Den größten Teil des Buches nehmen die verschiedenen Vergeltungsaktionen ein. Mutige, entschlossene junge armenische Männer (gelegentlich unterstützt von wenigen Frauen, wobei die Rächer selbst ausschließlich Männer waren) haben sich - zeitweise durch den kurz unabhängigen Staat Armenien unterstützt - zur Geheimaktion Nemesis zusammengeschlossen und eine Liste der 100 am schwersten an der Planung des Völkermordes Beteiligten erstellt, um so viele wie möglich von diesen zu ermorden... einerseits aus Rache, andererseits, damit diese nicht noch weitere Verbrechen gegen das armenische Volk planen konnten.
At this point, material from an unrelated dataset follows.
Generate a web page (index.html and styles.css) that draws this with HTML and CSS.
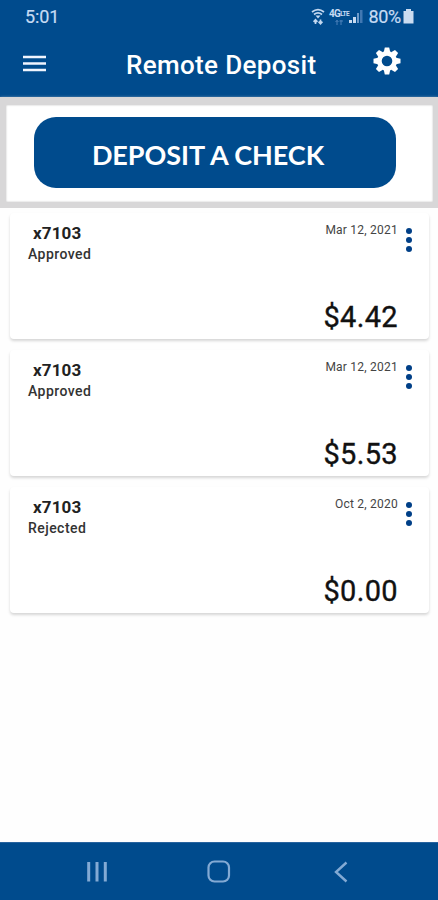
FILE: index.html
```html
<!DOCTYPE html>
<html lang="en">
<head>
<meta charset="utf-8">
<title>Remote Deposit</title>
<link rel="stylesheet" href="styles.css">
</head>
<body>
<div class="screen">
  <header class="header">
    <div class="status">
      <span class="clock">5:01</span>
      <div class="indicators">
        <svg class="wifi" width="14" height="18" viewBox="0 0 14 18" fill="none" stroke="#c3d8f0" stroke-width="1.700">
          <path d="M1 4Q7-.8 13 4M3 6.500Q7 3.200 11 6.500"/>
          <path d="M4.500 7.500h5L7 10.500z" fill="#c3d8f0" stroke="none"/>
          <path d="M4.500 16v-4M2.600 13.800l1.900-2 1.900 2M9.500 11.500v4M7.600 13.700l1.900 2 1.900-2"/>
        </svg>
        <div class="network"><span class="lte">4G<small>LTE</small></span><svg width="10" height="5" viewBox="0 0 10 5" fill="none" stroke="#4f83bb" stroke-width="1"><path d="M3 5V0M1.500 2L3 .5 4.500 2M7 0v5M5.500 1H9"/></svg></div>
        <svg class="signal" width="14" height="14" viewBox="0 0 14 14"><path fill="#c7daf0" d="M0 10h3v3H0zM4 7h3v6H4z"/><path fill="#6f9bca" d="M8 3h2v10H8z"/><path fill="#4178b2" d="M11 0h2.500v13H11z"/></svg>
        <span class="percent">80%</span>
        <svg class="battery" width="11" height="15" viewBox="0 0 11 15"><path fill="#cbdcf1" d="M3 0h5v2h2.500v12.500H.5V2H3z"/></svg>
      </div>
    </div>
    <div class="toolbar">
      <svg class="menu" width="23" height="17" viewBox="0 0 23 17"><path stroke="#f0f5ff" stroke-width="2.700" d="M0 2h23M0 8.500h23M0 15h23"/></svg>
      <h1 class="title">Remote Deposit</h1>
      <svg class="gear" width="28" height="28" viewBox="-14 -14 28 28" fill="#fff">
        <path fill-rule="evenodd" d="M-10 0a10 10 0 1 0 20 0a10 10 0 1 0-20 0M-5.300 0a5.300 5.300 0 1 0 10.600 0a5.300 5.300 0 1 0-10.600 0"/>
        <g id="teeth"><path id="tooth" d="M-3.200-9L-2.200-13.500H2.200L3.200-9z"/><use href="#tooth" transform="rotate(45)"/><use href="#tooth" transform="rotate(90)"/><use href="#tooth" transform="rotate(135)"/></g>
        <use href="#teeth" transform="rotate(180)"/>
      </svg>
    </div>
  </header>
  <section class="action"><button class="deposit">DEPOSIT A CHECK</button></section>
  <main class="list">
    <article class="card">
      <div class="info"><span class="account">x7103</span><span class="state">Approved</span></div>
      <div class="values"><span class="date">Mar 12, 2021</span><span class="amount">$4.42</span></div>
      <div class="more"><i></i><i></i><i></i></div>
    </article>
    <article class="card">
      <div class="info"><span class="account">x7103</span><span class="state">Approved</span></div>
      <div class="values"><span class="date">Mar 12, 2021</span><span class="amount">$5.53</span></div>
      <div class="more"><i></i><i></i><i></i></div>
    </article>
    <article class="card">
      <div class="info"><span class="account">x7103</span><span class="state">Rejected</span></div>
      <div class="values"><span class="date">Oct 2, 2020</span><span class="amount">$0.00</span></div>
      <div class="more"><i></i><i></i><i></i></div>
    </article>
  </main>
  <nav class="nav">
    <svg width="20" height="22" viewBox="0 0 20 22"><path stroke="#83aad4" stroke-width="3" d="M1.700 1v19.500M10 1v19.500M18.300 1v19.500"/></svg>
    <svg class="home" width="24" height="24" viewBox="0 0 24 24"><rect x="1.500" y="1.500" width="20.500" height="20" rx="6" fill="none" stroke="#83aad4" stroke-width="2.200"/></svg>
    <svg width="14" height="22" viewBox="0 0 14 22"><path fill="none" stroke="#83aad4" stroke-width="2.400" d="M12.500 1.500L2 11l10.500 9.500"/></svg>
  </nav>
</div>
</body>
</html>
```
FILE: styles.css
```css
* { box-sizing: border-box; }
body { margin: 0; font-family: Roboto, sans-serif; background: #fefefe; }
.screen { width: 438px; height: 900px; display: flex; flex-direction: column; overflow: hidden; }
.header { height: 97px; flex: none; background: #004b8d; }
.status { height: 33px; padding: 0 24px 0 25px; display: flex; justify-content: space-between; align-items: center; color: #c7dbf3; font-size: 18px; font-weight: 400; line-height: 33px; }
.clock { letter-spacing: -.1px; -webkit-text-stroke: .2px; }
.indicators { display: flex; align-items: center; }
.wifi { margin-right: 3px; }
.network { width: 21px; height: 16px; display: flex; flex-direction: column; align-items: center; font-size: 10px; font-weight: 700; line-height: 9px; gap: 1px; }
.lte { letter-spacing: -.6px; white-space: nowrap; }
.lte small { font-size: 6.5px; vertical-align: 1px; }
.signal { margin: 0 5px 0 0; }
.percent { letter-spacing: -.3px; -webkit-text-stroke: .2px; }
.battery { margin-left: 2px; }
.toolbar { height: 64px; padding: 0 37px 0 23px; display: flex; align-items: flex-start; }
.menu { margin-top: 22px; }
.title { margin: 15px 0 0 80px; width: 199px; font-size: 26px; line-height: 34px; font-weight: 500; letter-spacing: .35px; color: #fff; white-space: nowrap; }
.gear { margin: 14px 0 0 48px; flex: none; }
.action { flex: none; height: 111px; padding: 12px 31px 0 28px; background: #fff; border: solid #d8d7d8; border-width: 8px 5px 6px 6px; box-shadow: inset 0 0 2px #bbb, 0 1px 3px #ddd; }
.deposit { display: block; width: 362px; height: 71px; padding: 4px 14px 0 0; margin: 0; border: 0; border-radius: 22px; background: #004b8d; color: #fff; font: 700 27px/1 Lato, sans-serif; letter-spacing: -.05px; white-space: nowrap; }
.list { flex: 1; padding: 5px 9px 0 10px; display: flex; flex-direction: column; gap: 11px; background: #fefefe; }
.card { height: 126px; flex: none; display: flex; padding: 0 16px 0 18px; background: #fff; border-radius: 4px; box-shadow: 0 2px 3px rgba(0,0,0,.16); }
.info { flex: 1; display: flex; flex-direction: column; }
.account { margin: 9px 0 0 5px; font-size: 17px; line-height: 22px; font-weight: 700; letter-spacing: .15px; color: #222; }
.state { font-size: 14px; line-height: 20px; font-weight: 500; letter-spacing: .45px; color: #333; }
.values { display: flex; flex-direction: column; align-items: flex-end; margin-right: 8px; }
.date { margin-top: 9px; font-size: 12px; line-height: 16px; letter-spacing: .23px; color: #444; }
.amount { margin-top: 61px; font-size: 29px; line-height: 36px; letter-spacing: .35px; -webkit-text-stroke: .35px; color: #111; }
.more { width: 6px; padding-top: 15px; display: flex; flex-direction: column; gap: 3px; }
.more i { width: 6px; height: 6px; border-radius: 50%; background: #003f87; }
.more { margin-right: 1px; }
.nav { flex: none; height: 58px; padding: 0 90px 0 87px; display: flex; justify-content: space-between; align-items: center; background: #004b8d; border-top: 1px solid #27639f; }
.home { margin-right: 4px; }
```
Monate- bis jahrelang wurden die Betreffenden ausspioniert, verfolgt und auf eine günstige Gelegenheit für die Attentate gewartet.
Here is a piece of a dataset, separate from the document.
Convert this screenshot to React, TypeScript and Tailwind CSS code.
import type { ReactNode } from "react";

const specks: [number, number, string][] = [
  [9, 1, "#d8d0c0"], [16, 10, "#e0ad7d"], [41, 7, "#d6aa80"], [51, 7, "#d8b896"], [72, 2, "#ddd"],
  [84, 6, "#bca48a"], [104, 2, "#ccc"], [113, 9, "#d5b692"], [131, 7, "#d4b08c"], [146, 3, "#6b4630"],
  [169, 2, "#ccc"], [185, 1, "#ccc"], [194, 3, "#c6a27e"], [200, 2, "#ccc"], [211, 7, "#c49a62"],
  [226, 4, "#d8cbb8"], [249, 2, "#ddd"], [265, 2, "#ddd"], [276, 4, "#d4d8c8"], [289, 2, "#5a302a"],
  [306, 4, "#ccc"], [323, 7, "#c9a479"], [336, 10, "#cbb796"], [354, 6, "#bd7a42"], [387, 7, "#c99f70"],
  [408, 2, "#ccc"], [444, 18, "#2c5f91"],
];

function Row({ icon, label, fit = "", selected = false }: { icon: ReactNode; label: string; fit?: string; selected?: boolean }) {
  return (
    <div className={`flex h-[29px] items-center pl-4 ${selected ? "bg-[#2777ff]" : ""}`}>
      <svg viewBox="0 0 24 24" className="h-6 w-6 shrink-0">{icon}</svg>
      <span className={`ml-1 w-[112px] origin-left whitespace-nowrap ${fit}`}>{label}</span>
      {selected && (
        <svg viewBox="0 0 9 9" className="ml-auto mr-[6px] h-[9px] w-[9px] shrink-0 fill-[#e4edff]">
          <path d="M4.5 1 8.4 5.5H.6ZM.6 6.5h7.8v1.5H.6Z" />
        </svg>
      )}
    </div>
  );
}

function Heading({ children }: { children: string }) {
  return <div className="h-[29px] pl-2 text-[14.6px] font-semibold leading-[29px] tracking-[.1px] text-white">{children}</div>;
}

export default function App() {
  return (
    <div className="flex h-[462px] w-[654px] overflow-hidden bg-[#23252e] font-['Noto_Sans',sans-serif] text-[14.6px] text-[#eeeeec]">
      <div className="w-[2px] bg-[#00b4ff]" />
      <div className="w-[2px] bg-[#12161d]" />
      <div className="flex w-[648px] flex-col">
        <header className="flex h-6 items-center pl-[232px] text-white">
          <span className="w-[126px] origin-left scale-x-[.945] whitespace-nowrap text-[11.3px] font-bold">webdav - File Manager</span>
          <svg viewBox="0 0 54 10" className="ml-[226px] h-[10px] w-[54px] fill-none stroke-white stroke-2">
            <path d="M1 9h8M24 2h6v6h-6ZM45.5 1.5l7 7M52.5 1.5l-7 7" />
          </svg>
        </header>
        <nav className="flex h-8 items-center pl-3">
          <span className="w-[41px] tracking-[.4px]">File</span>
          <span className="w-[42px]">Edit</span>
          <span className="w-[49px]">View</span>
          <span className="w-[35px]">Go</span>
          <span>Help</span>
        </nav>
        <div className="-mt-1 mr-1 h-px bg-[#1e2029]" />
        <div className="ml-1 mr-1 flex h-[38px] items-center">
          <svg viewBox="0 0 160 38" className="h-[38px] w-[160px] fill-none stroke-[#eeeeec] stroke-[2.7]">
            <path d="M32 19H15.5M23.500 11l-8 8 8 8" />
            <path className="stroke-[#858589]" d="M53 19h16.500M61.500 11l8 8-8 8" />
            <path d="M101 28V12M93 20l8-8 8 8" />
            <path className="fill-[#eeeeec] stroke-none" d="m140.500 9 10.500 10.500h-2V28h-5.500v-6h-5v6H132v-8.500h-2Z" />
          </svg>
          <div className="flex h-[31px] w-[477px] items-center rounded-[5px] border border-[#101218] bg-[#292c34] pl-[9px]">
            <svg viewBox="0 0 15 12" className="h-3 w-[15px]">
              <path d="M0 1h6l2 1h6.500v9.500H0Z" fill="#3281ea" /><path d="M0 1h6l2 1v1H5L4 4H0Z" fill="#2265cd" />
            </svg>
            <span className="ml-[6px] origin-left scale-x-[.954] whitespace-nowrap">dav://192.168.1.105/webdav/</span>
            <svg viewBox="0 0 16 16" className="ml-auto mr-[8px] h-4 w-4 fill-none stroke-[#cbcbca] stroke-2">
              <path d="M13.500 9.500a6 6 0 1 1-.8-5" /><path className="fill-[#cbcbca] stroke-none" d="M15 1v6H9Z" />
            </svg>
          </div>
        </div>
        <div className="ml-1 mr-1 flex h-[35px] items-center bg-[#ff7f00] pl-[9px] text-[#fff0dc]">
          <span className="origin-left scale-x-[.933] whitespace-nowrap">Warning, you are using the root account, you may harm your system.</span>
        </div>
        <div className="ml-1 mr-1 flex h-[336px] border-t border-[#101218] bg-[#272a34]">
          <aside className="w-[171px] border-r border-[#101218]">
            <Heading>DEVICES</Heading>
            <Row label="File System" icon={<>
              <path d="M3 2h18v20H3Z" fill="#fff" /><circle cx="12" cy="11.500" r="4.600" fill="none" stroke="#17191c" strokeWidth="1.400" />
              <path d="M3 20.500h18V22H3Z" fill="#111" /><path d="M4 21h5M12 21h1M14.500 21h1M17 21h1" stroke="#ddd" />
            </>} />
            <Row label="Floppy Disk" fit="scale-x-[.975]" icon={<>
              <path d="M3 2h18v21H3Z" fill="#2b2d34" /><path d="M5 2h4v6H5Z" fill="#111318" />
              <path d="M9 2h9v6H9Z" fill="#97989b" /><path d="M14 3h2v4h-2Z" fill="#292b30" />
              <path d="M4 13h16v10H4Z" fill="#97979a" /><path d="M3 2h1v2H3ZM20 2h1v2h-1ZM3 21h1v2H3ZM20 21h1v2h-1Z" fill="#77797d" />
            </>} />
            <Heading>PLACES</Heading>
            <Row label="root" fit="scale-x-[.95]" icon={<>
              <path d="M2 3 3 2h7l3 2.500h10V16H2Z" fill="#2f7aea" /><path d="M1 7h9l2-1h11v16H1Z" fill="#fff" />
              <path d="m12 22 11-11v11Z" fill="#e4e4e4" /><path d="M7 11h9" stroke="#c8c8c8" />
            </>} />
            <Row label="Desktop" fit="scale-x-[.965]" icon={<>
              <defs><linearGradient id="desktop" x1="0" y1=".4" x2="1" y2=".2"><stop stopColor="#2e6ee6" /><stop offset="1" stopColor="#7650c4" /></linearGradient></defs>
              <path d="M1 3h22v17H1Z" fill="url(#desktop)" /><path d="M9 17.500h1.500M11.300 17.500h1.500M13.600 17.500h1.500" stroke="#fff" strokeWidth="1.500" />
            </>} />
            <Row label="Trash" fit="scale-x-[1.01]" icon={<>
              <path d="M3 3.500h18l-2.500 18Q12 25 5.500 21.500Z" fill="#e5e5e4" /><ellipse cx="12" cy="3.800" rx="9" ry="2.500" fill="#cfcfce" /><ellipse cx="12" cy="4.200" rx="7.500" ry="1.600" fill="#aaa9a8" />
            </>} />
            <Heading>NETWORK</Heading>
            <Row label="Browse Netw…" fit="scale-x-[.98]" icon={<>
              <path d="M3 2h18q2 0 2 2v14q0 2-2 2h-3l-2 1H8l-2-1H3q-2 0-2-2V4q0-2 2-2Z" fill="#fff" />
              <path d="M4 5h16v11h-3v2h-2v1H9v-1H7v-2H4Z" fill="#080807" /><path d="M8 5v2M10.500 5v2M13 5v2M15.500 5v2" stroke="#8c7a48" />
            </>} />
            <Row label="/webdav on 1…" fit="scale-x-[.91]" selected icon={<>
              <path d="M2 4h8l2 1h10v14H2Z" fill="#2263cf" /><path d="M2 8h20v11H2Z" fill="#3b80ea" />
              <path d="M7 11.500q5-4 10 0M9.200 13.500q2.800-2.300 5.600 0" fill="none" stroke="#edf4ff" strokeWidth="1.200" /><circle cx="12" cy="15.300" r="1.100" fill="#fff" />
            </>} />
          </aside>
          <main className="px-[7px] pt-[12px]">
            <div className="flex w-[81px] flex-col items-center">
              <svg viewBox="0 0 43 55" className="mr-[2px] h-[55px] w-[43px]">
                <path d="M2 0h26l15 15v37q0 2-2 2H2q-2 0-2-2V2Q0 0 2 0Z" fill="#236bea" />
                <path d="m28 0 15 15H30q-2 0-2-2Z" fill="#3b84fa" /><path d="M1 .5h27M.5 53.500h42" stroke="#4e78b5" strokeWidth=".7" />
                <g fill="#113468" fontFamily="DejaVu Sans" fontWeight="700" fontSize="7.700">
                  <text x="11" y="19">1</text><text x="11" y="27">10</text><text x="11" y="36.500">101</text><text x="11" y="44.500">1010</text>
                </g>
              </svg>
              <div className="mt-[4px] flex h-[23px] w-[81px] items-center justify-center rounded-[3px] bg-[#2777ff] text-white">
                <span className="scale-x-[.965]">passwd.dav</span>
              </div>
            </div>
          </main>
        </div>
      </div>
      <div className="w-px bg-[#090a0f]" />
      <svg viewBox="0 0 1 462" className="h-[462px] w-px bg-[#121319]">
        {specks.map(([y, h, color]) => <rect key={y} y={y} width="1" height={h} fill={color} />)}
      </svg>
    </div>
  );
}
So gelang es, zumindest einige der Drahtzieher des Völkermordes auszuschalten - und gleichzeitig, das war ein weiteres Ziel - die Weltöffentlichkeit auf den Völkermord an den Armeniern aufmerksam zu machen, etwa im Rahmen der vielbeachteten Gerichtsprozesse nach zweien der Attentate, in denen nicht nur das Attentat an sich, sondern vor allem auch der historische Kontext eine große und medial stark rezipierte Rolle spielten.
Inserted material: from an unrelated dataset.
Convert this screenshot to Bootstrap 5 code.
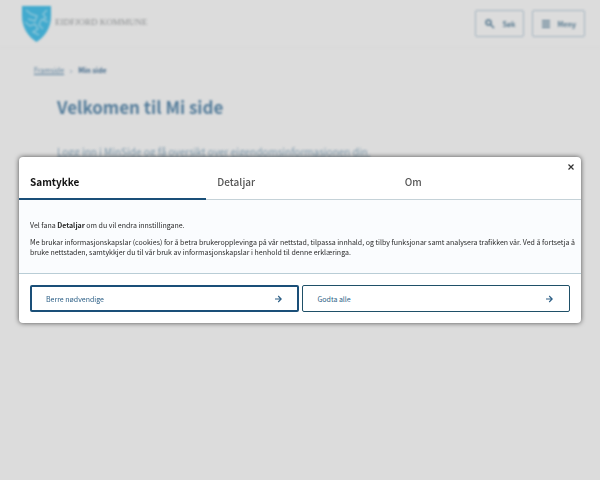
<!DOCTYPE html>
<html lang="nn">
<head>
<meta charset="utf-8">
<meta name="viewport" content="width=device-width, initial-scale=1">
<title>Mi side - Eidfjord kommune</title>
<link href="https://cdn.jsdelivr.net/npm/bootstrap@5.3.0/dist/css/bootstrap.min.css" rel="stylesheet">
<style>
  :root { --ink: #1a4f78; --muted-ink: #597f9c; }
  body { background: #dcdcdc; font-family: "Noto Sans CJK SC", "Noto Sans", sans-serif; font-size: 7px; line-height: 10px; }
  .site { filter: blur(1px); min-height: 100vh; color: var(--muted-ink); }
  .site a { color: inherit; }
  .site-header { height: 48px; border-bottom: 1px solid #d8d8d8; padding: 0 15px 0 22px; }
  .wordmark { font-family: "Liberation Serif", serif; font-size: 9px; color: #8c8f91; margin-top: -4px; }
  .site-header .brand-link { text-decoration: none; }
  .tool-btn { height: 27px; border: 1px solid #a3b4c0; border-radius: 2px; font-size: 7px; font-weight: 700; line-height: 10px; color: #55788f; padding: 0 8px; gap: 6px; }
  .crumbs { padding: 17px 34px 0; gap: 6px; }
  .crumbs .here { font-weight: 700; color: #42698a; }
  .intro { padding: 20px 57px 0; }
  .intro h1 { font-size: 17px; line-height: 24px; font-weight: 700; color: #557d9b; }
  .intro p { font-size: 10px; line-height: 16px; padding-top: 25px; color: #7e99ac; }
  .consent-layer { padding: 0 19px; }
  .consent { border-radius: 4px; background: #fff; box-shadow: 0 0 5px rgba(0,0,0,.65); color: #2a2a2a; }
  .consent-tabs { border-bottom: 1px solid #c5d2d8; }
  .consent-tabs button { height: 43px; margin-bottom: -1px; padding: 9px 11px 0; border: 0; border-bottom: 2px solid transparent; background: none; text-align: left; font-size: 10px; line-height: 14px; font-weight: 500; color: #555; }
  .consent-tabs button.active { color: #141414; font-weight: 700; border-bottom-color: var(--ink); }
  .close-btn { top: 5px; right: 5px; width: 10px; height: 10px; line-height: 0; color: #333; }
  .consent-text { background: #fafcfe; padding: 20px 4px 16px 11px; border-bottom: 1px solid #b9cdd6; }
  .consent-text p { margin: 0 0 7px; }
  .consent-text p:last-child { margin: 0; }
  .consent-actions { padding: 11px; gap: 3px; }
  .choice { height: 27px; border: 1px solid #1f5068; border-radius: 2px; background: #fff; color: #2c5f86; font-size: 7px; line-height: 10px; padding: 0 16px 0 15px; }
  .choice.focused { border: 2px solid var(--ink); padding: 0 15px 0 14px; }
</style>
</head>
<body>
<div class="site">
  <header class="site-header d-flex align-items-center justify-content-between">
    <a href="#" class="brand-link d-flex align-items-center gap-1">
      <svg width="29" height="37" viewBox="0 0 29 37" aria-hidden="true">
        <path d="M0 1H29V11C29 24 22 32 14.500 37C7 32 0 24 0 11Z" fill="#42aace"/>
        <path d="M4 5L9 9L15 11L13 16L6 14M25 5L21 9L24 13L19 15L17 20L21 24M3 17L8 21L13 19L16 24L11 27L17 30M21 15L26 17" fill="none" stroke="#88c4d8" stroke-width="1.500"/>
      </svg>
      <span class="wordmark">EIDFJORD KOMMUNE</span>
    </a>
    <div class="d-flex gap-2">
      <button type="button" class="btn tool-btn d-flex align-items-center">
        <svg width="12" height="12" viewBox="0 0 12 12" fill="none" stroke="currentColor" stroke-width="1.500" aria-hidden="true"><circle cx="4.500" cy="4.500" r="2.500"/><path d="M6.500 6.500L10 10"/></svg>
        Søk
      </button>
      <button type="button" class="btn tool-btn d-flex align-items-center">
        <svg width="10" height="10" viewBox="0 0 10 10" fill="none" stroke="currentColor" stroke-width="1.500" aria-hidden="true"><path d="M1 2H9M1 5H9M1 8H9"/></svg>
        Meny
      </button>
    </div>
  </header>
  <nav class="crumbs d-flex" aria-label="Brødsmular">
    <a href="#">Framside</a><span>›</span><span class="here">Min side</span>
  </nav>
  <main class="intro">
    <h1 class="m-0">Velkomen til Mi side</h1>
    <p class="m-0"><a href="#">Logg inn i MinSide og få oversikt over eigendomsinformasjonen din.</a></p>
  </main>
</div>

<div class="consent-layer position-fixed top-0 start-0 w-100 h-100 d-flex align-items-center">
  <div class="consent position-relative w-100 overflow-hidden" role="dialog" aria-label="Samtykke til informasjonskapslar">
    <div class="consent-tabs d-flex" role="tablist">
      <button type="button" class="active flex-fill w-100" role="tab" aria-selected="true">Samtykke</button>
      <button type="button" class="flex-fill w-100" role="tab" aria-selected="false">Detaljar</button>
      <button type="button" class="flex-fill w-100" role="tab" aria-selected="false">Om</button>
    </div>
    <button type="button" class="close-btn position-absolute border-0 bg-transparent p-0" aria-label="Lukk">
      <svg width="10" height="10" viewBox="0 0 10 10" fill="none" stroke="currentColor" stroke-width="1.200"><path d="M2.500 2.500L7.500 7.500M7.500 2.500L2.500 7.500"/></svg>
    </button>
    <div class="consent-text">
      <p>Vel fana <b>Detaljar</b> om du vil endra innstillingane.</p>
      <p>Me brukar informasjonskapslar (cookies) for å betra brukeropplevinga på vår nettstad, tilpassa innhald, og tilby funksjonar samt analysera trafikken vår. Ved å fortsetja å bruke nettstaden, samtykkjer du til vår bruk av informasjonskapslar i henhold til denne erklæringa.</p>
    </div>
    <div class="consent-actions d-flex">
      <button type="button" class="choice focused w-100 d-flex align-items-center justify-content-between">Berre nødvendige
        <svg width="8" height="8" viewBox="0 0 8 8" fill="none" stroke="currentColor" stroke-width="1.100" aria-hidden="true"><path d="M1 4H7M4.200 1L7.200 4L4.200 7"/></svg>
      </button>
      <button type="button" class="choice w-100 d-flex align-items-center justify-content-between">Godta alle
        <svg width="8" height="8" viewBox="0 0 8 8" fill="none" stroke="currentColor" stroke-width="1.100" aria-hidden="true"><path d="M1 4H7M4.200 1L7.200 4L4.200 7"/></svg>
      </button>
    </div>
  </div>
</div>
<script src="https://cdn.jsdelivr.net/npm/bootstrap@5.3.0/dist/js/bootstrap.bundle.min.js"></script>
</body>
</html>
Es ist ein Buch, das beim Lesen schon einiges an Mitdenken und Aufmerksamkeit fordert. Insbesondere, wenn man mit dem Thema noch nicht viele Berührungspunkte hatte. Wenn man sich darauf einlässt, ist es aber ein sehr gut recherchiertes und spannend geschriebenes Buch zu einem wichtigen Thema, das viel Wissen vermittelt, das dabei hilft, auch die Konflikte in der Kaukaususregion, etwa im Herbst 2023 um Berg-Karabach, noch einmal besser einordnen und verstehen zu können. Es hilft auch dabei, den 1. und 2. Weltkrieg mit all ihren Verbrechen gegen die Menschlichkeit und den dahinterstehenden Militärbündnissen in einem noch einmal differenzierteren Licht zu sehen: so hatten etwa Deutschland und Österreich-Ungarn schon beim Völkermord der Türken an den Armeniern im 1. Weltkrieg eine unrühmliche Rolle, da sie diesen aufgrund des Bündnisses mit der Türkei ebenfalls zu leugnen versuchten.
Aufgrund des Themas ist es natürlich kein Unterhaltungsbuch für gemütliche Lesestunden, sondern ein sehr heftiges, hartes Buch zu sehr schlimmen Verbrechen gegen die Menschlichkeit. Zu lesen, auf welch brutale Art im Rahmen des Völkermordes selbst Zivilisten, Frauen, Kinder und Greise unbarmherzig vernichtet wurden, ist zutiefst erschütternd, und reiht sich in andere unvorstellbare Verbrechen der Menschheitsgeschichte ein, steht diesen in nichts nach. Umso tröstlicher, dass zumindest ein paar der Verantwortlichen nicht ungestraft davon gekommen sind, hier mein Respekt vor der mutigen Operation Nemesis, die ich tatsächlich auch, dem Zitat eines der Attentäters entsprechend, nicht als Mörder im herkömmlichen Sinne ansehen würde (die Operation war, mit wenigen Ausnahmen, auch immer sehr bestrebt, keine Unschuldigen zu verletzen).
Gleichzeitig ist es auch im Rahmen der Prävention und des Einsatzes für Frieden und Völkerverständigung so wichtig, darüber Bescheid zu wissen. Ich wünsche dem Buch deshalb eine breite Leserschaft und dem Thema eine differenzierte Diskussion, speziell auch in Schulen, was leider aufgrund bekannter Gründe nicht einfach sein wird.